Sure, Denmark and Sweden opted out too. However, as they aren’t directly responsible for my nightmare Friday night in Counties Cork and Kerry in Ireland, this rant is dedicated to the one nation in the three that does NOT contribute significantly to tasteful interior design or the international porn industry. In for a penny, Chancellor Brown, in for a Pound.

Now I’ll be the first to say that there’s something pretty damn satisfying about walking into a pub somewhere down in Sussex County and slapping a fistful of Pound coins down on the bar. Their weight, their thickness, that Latin or Welsh scratched into the edge like some Elven inscription waiting for Gandalf to decipher – Spend Friend and Enter – the Pound coin can take you back to the age when six people hauled trunkfuls of similar stuff ashore to some Caribbean fever-ridden swamp and only one person returned to the ship tucking up his sleeve the freshly drawn map made from what the rest of the crew hopes is just vellum and red ink. Why just the ring of those coins on the counter at the Dorchester Arms or the Prancing Pony! “Rum, Jim, rum!” I’d bellow. “Tell me when I’ve worked my through THAT, woman,” I’d say, throwing the leather coin purse at the landlord’s doxy. Yarrrgh….

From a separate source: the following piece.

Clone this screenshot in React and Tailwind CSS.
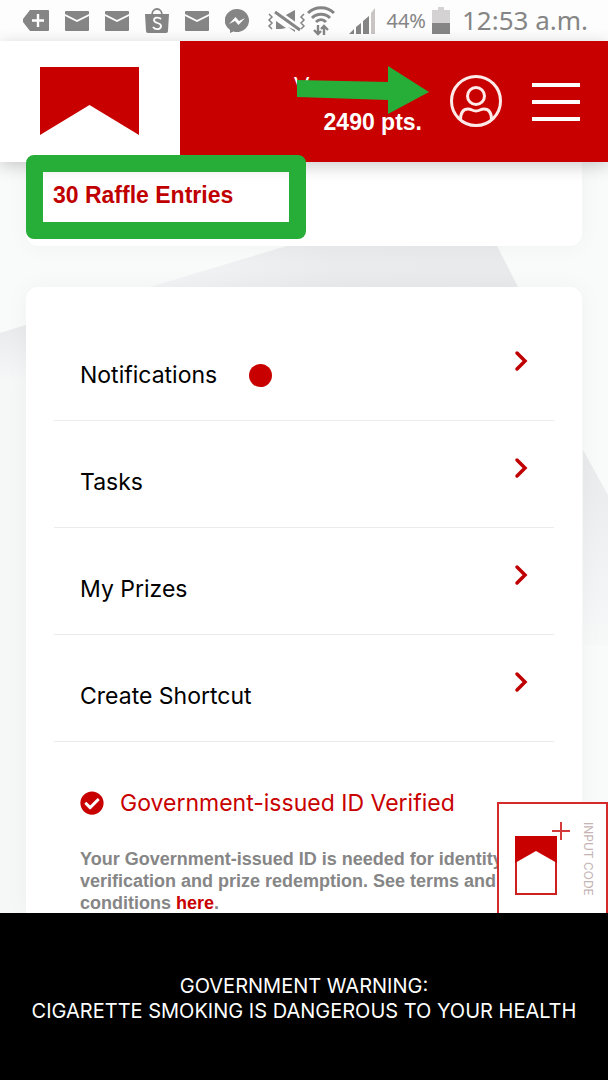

And when pub talk was dull, nothing could kill a few minutes of time like lining up all the coins in chronological order and tracing the sag of the Queen’s chin line through the years. I think they should do one more coin for each monarch showing their final corporal state. A memento mori, if you will.

True, America’s got this one quarter for every state thing happening now, but it doesn’t compare to the fun of wondering exactly what that Welsh phrase is saying about its role in the United Kingdom. What is the Welsh word for Langer, anyway?

But for every pleasure, there is a price. And in the case of those of us who work a week in England followed by a weekend of vacation in Ireland, that price is carrying around TWO separate pirate hoards of coin and currency.

And for God’s sake, Europe...why so much coinage? Both Euros and Pounds have a TWO DOLLAR coin! Lovely, yes, and fit for presentation as a medal, but haul around a pocketful of them and you feel like some Vegas granny that won’t cash in her chips because she thinks it’s more valuable that way.

So, after my fourth business trip, I had a small haul of both pounds and Euros which I kept in separate bags for obvious reasons. Also, when leaving England, I kept a portion of the pounds with me in carry-on, but checked the other two bags of surplus poundage and the Euros in my check-in luggage.

Why would I do that, you ask? Let’s review the situation. Solitary American tourist, late Friday night weekend flight from island to island, and – why, what’s this on the X-Ray? - a mass of metal bits in a loosely shaped container hiding in the carry-on luggage. Spent a lot of time at the ‘special search’ area getting acquainted with security guards those first few trips that way.

So the routine was: taxi to Heathrow with trip and tip in pounds; one last English beer at the airport’s hostelry, a competitor with TGI Fridays for charm and authenticity, again in pounds; candy bar and paperback at the last English airport newsstand in the Irish departure terminal with the astounding collection of porn (and what’s up with THAT, Mr. Irish business traveler?), once more in pounds. Fly to Ireland, claim baggage, and commence the weekend...in Euros.

It all works like a charm, until one bank holiday weekend in June 2003 when the Cork City Airport tells your pilot that he can’t land until the runway lights are fixed. And then, after two hours of circling get the fuel to the point where a side trip to Shannon commences, a long evening of wandering around the deserted Shannon airport terminal teaches you the lesson of what Ireland would be like if there were no pubs at all.

A handful of English pounds, a planeful of fairly grumpy people who are not living up to that Tourist Board image of welcoming Yank strangers like myself and enfolding them to their bosom (or just maybe sharing their goddamn package of crisps, anyway), and a terminal full of shops and restaurants that closed hours ago. "Still," I thought, "at least you get a chance to see another part of Ireland" and I hurried over to the windows to see what could be seen before the gloom of darkness dropped its curtain. No lights, no hills, no buildings, no features of any kind except Vladimir and Estragon hanging out under a blasted tree. And at that moment, I knew their chances of having a fulfilling evening were better than mine.

It gets to the point where I eat all the cough drops and breath-mints that I have. I make a half-hearted effort to get the flight attendants to go back to the grounded plane and get something from the cabin kitchens, but since this was supposed to be a fifty minute (HA!) flight, there’s nothing doing with that. Then, on my way to the bathroom, I spot a vending machine with that universal red and white logo of carbonation and caramel water. "Don’t know what good that will do," I say to myself, "because it’s just going to want a Euro" but wander over any way. There’s a whole bank of vending machines back there it seems: peanuts, Oreos, candy bars, fruit drops, cheese-its, licorice...a bacchanalian vision that Epicurus would savor. O, for a Euro!

Then, I see him! Engraved near the coin slot--showing the direction his paper banner is to be inserted—is the father of my country, the only George to hold a certain leadership office with any merit, that old cherry-tree chopper himself: General Washington.

Here, in the farthest western reaches of air travel in Ireland, with the dark wilderness of bog and mountain held back by the thinnest veneer of late-twentieth century plate-glass windows, is a vending machine that Takes U.S. Dollars!

And, Mark or Yen or Euro or Pound, I ALWAYS carry Uncle Sam’s greenbacks! Five of them later and I was fit and full, ruminating comfortably over my paperback porn in an airport row chair, waiting for the announcement that Cork Airport found their D-Cell batteries and we could all get on that plane and back to our weekends.

A weekend in Cork, I thought, will more than make up for this unfortunate beginning.